New book on storytelling, edited by Professor Hanna Meretoja, launched at Cohen Quad
Professor Hanna Meretoja, a Visiting Fellow at Exeter College, has co-edited a new scholarly collection on narrative interpretations’ effects on reality. The book is entitled The Use and Abuse of Stories: New Directions in Narrative Hermeneutics. Hanna Meretoja is Professor of Comparative Literature and Director of SELMA: Centre for Memory at the University of Turku in Finland. Her research primarily centres on the fields of narrative theory, narrative ethics, life-writing studies, cultural memory studies, trauma studies, and critical medical humanities. Mark P. Freeman, Distinguished Professor of Ethics and Society at the College of the Holy Cross, edited the work alongside Professor Meretoja. Earlier this month, Exeter College hosted a launch event for the book at our Cohen Quad site.

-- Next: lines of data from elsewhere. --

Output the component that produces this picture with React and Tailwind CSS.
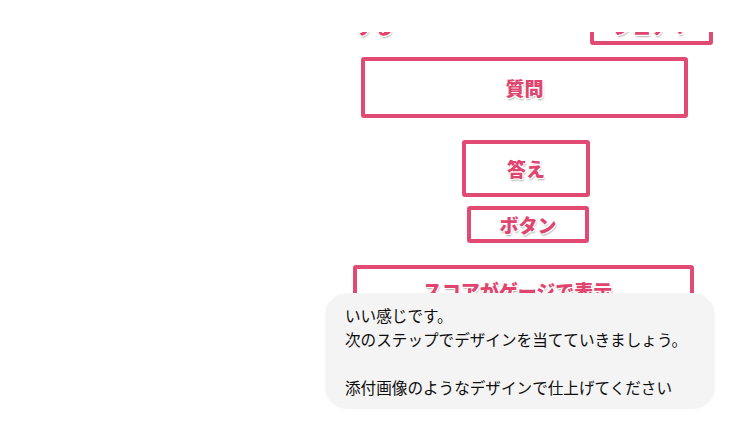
import React from 'react'

const pinkBox = 'border-[4px] border-[#e14b73] rounded-[3px] flex items-center justify-center'
const label =
  'font-black text-[19px] leading-none text-[#e0456f] [text-shadow:-1px_-1px_0_#fff,1px_-1px_0_#fff,-1px_1px_0_#fff,1px_1px_0_#fff,1px_2px_2px_rgba(0,0,0,0.35)]'

function Wireframe() {
  return (
    <div className="w-[375px] h-[261px] overflow-hidden bg-white">
      {/* shifted up so the top of the sketch is cut like the scrolled view */}
      <div className="-mt-8 flex flex-col items-start">
        <div className="mt-[5px] w-full flex items-center justify-between">
          <span className={`${label} ml-[15px]`}>する</span>
          <div className={`${pinkBox} w-[123px] h-[40px] mr-[2px]`}>
            <span className={label}>シェア！</span>
          </div>
        </div>
        <div className={`${pinkBox} mt-[12px] ml-[21px] w-[327px] h-[61px]`}>
          <span className={label}>質問</span>
        </div>
        <div className={`${pinkBox} mt-[22px] ml-[122px] w-[128px] h-[57px]`}>
          <span className={label}>答え</span>
        </div>
        <div className={`${pinkBox} mt-[9px] ml-[127px] w-[122px] h-[37px]`}>
          <span className={label}>ボタン</span>
        </div>
        <div className={`${pinkBox} mt-[22px] ml-[13px] w-[341px] h-[70px] items-start pt-[12px]`}>
          <span className={`${label} -ml-[12px]`}>スコアがゲージで表示</span>
        </div>
      </div>
    </div>
  )
}

export default function App() {
  return (
    <div className="w-[744px] h-[440px] bg-white overflow-hidden font-['Noto_Sans_CJK_JP',sans-serif]">
      <div className="pt-8 pr-[29px] flex flex-col items-end">
        <Wireframe />
        <div className="relative w-[390px] rounded-[22px] bg-[#f4f4f4] pl-5 pr-3 py-2.5 text-[15.6px] leading-[24px] text-[#0d0d0d] whitespace-pre-wrap">
          {'いい感じです。\n次のステップでデザインを当てていきましょう。\n\n添付画像のようなデザインで仕上げてください'}
        </div>
      </div>
    </div>
  )
}
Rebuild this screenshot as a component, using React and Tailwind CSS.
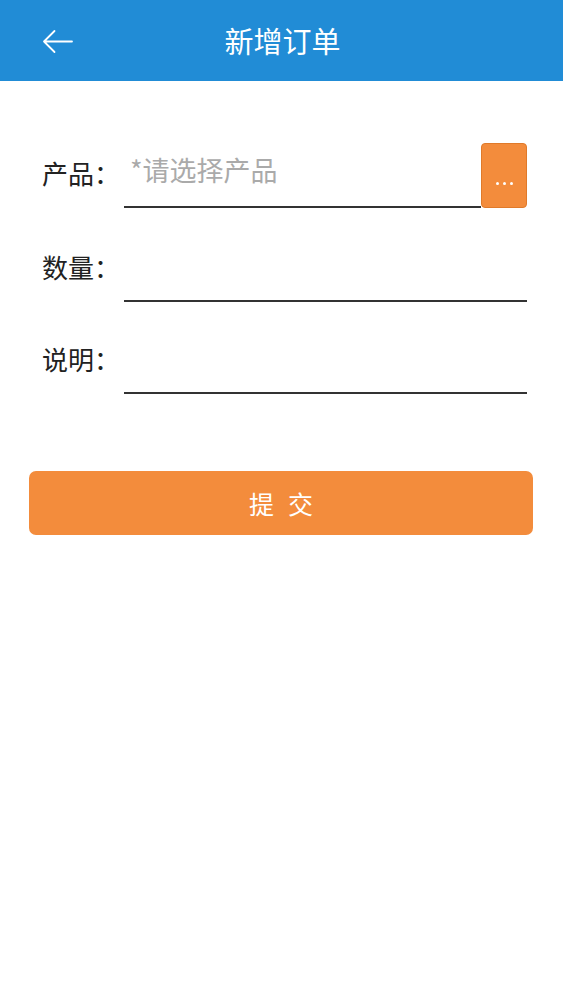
import React from 'react';

const font = { fontFamily: '"Noto Sans CJK SC", "Noto Sans", sans-serif' };

function Row({ label, children, className = '' }) {
  return (
    <div className={`flex items-end ${className}`}>
      <div className="w-[82px] pl-[42px] shrink-0 box-content text-[26px] leading-none text-[#222] pb-[22px] whitespace-nowrap">
        {label}
      </div>
      {children}
    </div>
  );
}

export default function App() {
  return (
    <div className="w-[563px] h-[1000px] bg-white" style={font}>
      {/* Title bar */}
      <div className="h-[81px] bg-[#218cd6] relative flex items-center justify-center">
        <button className="absolute left-[42px] top-[29px] w-[31px] h-[25px]">
          <svg viewBox="0 0 31 25" width="31" height="25" fill="none" stroke="white" strokeWidth="1.8" strokeLinecap="round" strokeLinejoin="round">
            <path d="M30 12.5H2M12.5 2L2 12.5 12.5 23" />
          </svg>
        </button>
        <h1 className="text-white text-[29px] leading-none pl-[2px]">新增订单</h1>
      </div>

      {/* Form */}
      <div className="pt-[62px] pr-[36px]">
        <Row label="产品：">
          <div className="flex-1 flex items-end">
            <div className="flex-1 h-[65px] border-b-2 border-[#333] flex items-center pl-[6px] pb-[8px] text-[27px] text-[#aaa] whitespace-nowrap">
              *请选择产品
            </div>
            <button className="w-[46px] h-[65px] bg-[#f38c3c] border border-[#e07a2a] rounded-[4px] flex items-end justify-center pb-[22px] gap-[4px]">
              <span className="w-[3px] h-[3px] rounded-full bg-white" />
              <span className="w-[3px] h-[3px] rounded-full bg-white" />
              <span className="w-[3px] h-[3px] rounded-full bg-white" />
            </button>
          </div>
        </Row>

        <Row label="数量：" className="mt-[29px]">
          <div className="flex-1 h-[65px] border-b-2 border-[#333]" />
        </Row>

        <Row label="说明：" className="mt-[27px]">
          <div className="flex-1 h-[65px] border-b-2 border-[#333]" />
        </Row>
      </div>

      {/* Submit */}
      <div className="pl-[29px] pr-[30px] mt-[77px]">
        <button className="w-full h-[64px] bg-[#f38c3c] rounded-[7px] text-white text-[25px] leading-none tracking-[14px] pl-[14px]">
          提交
        </button>
      </div>
    </div>
  );
}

The Use and Abuse of Stories is an interdisciplinary work examining how stories are interpreted and how they affect issues of truth, facts, and narrative. Topics covered in the book range from the dangers of political narratives to questions of truth in medical and psychiatric practices. The book ultimately paves the way for understanding narrative as a meaning-making practice that is essential for us to understand who we are and who we could be.